== Given instruction ==
Starting at the first line of the listing below, retype each line up to and including the one that contains "import React from 'react'". Leave pictures out.

* start Material for this exercise *

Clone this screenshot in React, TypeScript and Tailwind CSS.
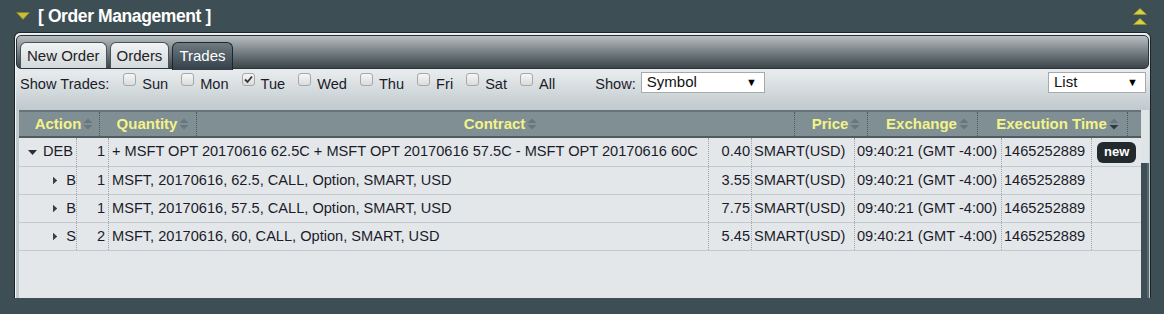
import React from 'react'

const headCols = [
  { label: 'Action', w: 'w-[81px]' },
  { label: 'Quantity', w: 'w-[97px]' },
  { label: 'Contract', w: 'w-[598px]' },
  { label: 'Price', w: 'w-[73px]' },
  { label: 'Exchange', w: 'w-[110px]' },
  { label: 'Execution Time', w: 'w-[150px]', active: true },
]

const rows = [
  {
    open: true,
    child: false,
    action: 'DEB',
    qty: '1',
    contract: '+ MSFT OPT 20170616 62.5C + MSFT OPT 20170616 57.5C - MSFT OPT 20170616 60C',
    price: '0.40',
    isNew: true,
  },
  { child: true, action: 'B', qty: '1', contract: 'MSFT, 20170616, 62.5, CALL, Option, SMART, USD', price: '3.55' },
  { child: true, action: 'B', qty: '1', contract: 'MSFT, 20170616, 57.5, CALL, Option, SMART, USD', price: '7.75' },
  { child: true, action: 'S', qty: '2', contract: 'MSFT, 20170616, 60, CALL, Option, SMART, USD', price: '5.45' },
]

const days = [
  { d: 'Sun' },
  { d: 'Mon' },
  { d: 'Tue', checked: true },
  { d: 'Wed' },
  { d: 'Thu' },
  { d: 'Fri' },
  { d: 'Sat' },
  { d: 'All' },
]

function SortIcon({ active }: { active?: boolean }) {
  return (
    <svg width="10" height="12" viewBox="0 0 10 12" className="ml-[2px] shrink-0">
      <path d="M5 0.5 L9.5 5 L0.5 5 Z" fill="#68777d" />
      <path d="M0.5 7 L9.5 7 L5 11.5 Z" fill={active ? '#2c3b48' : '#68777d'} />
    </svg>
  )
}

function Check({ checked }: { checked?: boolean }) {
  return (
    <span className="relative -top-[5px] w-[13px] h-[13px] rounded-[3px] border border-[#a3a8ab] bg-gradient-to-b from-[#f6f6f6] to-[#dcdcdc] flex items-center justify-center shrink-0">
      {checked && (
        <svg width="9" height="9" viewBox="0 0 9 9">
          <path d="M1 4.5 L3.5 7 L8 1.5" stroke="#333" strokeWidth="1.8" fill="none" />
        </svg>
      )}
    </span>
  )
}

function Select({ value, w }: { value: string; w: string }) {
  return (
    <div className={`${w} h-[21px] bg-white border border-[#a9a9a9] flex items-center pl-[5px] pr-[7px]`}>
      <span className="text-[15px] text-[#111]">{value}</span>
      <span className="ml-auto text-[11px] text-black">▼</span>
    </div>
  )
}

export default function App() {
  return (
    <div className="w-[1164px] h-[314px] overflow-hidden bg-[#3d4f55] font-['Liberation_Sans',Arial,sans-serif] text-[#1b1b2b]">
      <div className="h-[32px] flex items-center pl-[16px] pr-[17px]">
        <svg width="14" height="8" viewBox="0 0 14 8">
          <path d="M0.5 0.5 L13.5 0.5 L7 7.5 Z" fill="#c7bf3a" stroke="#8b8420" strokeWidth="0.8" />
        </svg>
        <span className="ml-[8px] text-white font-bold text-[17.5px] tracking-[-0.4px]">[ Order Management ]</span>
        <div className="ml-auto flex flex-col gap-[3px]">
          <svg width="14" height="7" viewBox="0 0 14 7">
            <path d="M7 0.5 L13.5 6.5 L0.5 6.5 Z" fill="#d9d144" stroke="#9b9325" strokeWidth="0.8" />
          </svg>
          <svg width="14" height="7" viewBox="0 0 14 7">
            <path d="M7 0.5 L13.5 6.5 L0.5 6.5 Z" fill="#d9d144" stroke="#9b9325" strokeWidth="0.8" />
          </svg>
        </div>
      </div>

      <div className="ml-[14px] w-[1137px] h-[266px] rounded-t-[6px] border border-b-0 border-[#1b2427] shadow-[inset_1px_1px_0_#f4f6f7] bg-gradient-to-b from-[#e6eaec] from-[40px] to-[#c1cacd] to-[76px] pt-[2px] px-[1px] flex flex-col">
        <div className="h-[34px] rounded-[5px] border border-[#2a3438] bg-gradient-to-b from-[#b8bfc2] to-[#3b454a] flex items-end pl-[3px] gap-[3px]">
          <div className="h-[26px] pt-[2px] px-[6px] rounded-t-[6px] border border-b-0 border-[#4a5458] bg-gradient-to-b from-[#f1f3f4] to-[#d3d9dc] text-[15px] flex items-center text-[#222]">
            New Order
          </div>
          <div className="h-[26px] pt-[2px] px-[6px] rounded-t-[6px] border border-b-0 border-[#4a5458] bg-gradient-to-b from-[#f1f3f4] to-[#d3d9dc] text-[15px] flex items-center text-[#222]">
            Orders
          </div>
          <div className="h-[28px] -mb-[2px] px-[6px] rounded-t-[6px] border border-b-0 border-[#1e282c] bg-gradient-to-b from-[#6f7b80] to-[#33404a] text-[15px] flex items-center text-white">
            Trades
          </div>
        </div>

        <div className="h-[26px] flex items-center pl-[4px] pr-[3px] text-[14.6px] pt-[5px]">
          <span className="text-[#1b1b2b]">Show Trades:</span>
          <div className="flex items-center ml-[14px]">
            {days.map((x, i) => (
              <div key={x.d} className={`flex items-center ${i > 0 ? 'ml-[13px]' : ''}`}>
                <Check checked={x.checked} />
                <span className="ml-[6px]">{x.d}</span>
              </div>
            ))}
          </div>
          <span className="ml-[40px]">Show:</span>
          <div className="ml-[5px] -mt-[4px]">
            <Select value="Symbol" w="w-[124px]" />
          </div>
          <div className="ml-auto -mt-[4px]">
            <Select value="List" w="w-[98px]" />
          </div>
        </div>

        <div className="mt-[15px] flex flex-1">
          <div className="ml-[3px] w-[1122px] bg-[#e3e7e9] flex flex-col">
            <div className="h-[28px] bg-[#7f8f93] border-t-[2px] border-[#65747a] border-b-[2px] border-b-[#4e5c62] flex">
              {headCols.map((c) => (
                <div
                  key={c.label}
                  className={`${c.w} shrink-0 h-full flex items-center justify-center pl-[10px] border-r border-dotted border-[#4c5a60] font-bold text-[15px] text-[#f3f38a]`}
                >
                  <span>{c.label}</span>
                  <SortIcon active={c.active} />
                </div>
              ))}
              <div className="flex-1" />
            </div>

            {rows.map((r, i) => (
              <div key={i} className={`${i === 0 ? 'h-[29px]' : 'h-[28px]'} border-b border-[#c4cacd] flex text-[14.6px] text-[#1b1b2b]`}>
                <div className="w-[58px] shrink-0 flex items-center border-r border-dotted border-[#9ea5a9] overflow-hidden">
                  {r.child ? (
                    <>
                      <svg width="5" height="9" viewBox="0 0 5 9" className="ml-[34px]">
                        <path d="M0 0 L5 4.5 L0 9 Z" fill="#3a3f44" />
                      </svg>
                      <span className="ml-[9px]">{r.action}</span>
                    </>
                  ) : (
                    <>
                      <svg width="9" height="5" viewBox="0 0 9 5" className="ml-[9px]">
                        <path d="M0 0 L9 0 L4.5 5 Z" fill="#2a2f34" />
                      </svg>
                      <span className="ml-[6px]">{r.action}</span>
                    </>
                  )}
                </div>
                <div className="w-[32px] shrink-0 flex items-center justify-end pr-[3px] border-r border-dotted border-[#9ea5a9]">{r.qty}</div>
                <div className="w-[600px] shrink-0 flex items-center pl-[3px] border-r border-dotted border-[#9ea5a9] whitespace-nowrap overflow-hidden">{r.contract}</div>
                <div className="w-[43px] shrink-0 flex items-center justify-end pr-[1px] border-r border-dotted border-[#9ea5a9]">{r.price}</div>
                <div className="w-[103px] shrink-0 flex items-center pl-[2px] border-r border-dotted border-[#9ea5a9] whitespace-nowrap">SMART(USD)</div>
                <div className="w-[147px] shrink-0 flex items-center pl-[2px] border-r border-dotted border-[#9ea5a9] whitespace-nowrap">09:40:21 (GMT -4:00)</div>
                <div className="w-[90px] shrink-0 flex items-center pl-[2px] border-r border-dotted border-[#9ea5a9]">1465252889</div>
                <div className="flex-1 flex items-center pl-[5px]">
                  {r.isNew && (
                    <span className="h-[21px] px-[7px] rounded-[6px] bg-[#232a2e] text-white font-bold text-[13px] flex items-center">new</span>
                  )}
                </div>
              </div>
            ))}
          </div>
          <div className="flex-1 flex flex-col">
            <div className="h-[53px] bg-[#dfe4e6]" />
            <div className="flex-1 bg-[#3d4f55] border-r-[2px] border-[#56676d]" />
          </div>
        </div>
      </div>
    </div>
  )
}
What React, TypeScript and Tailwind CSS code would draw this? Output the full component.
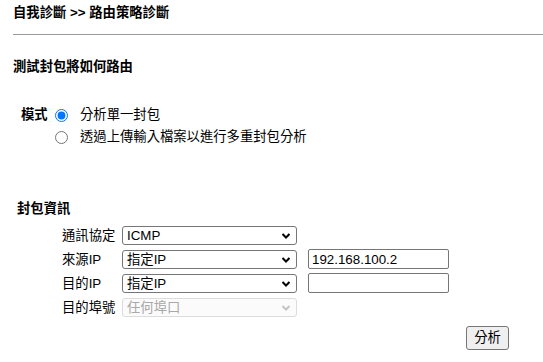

* end Material for this exercise *

== Task answer ==
Clone this screenshot in React, TypeScript and Tailwind CSS.
import React from 'react'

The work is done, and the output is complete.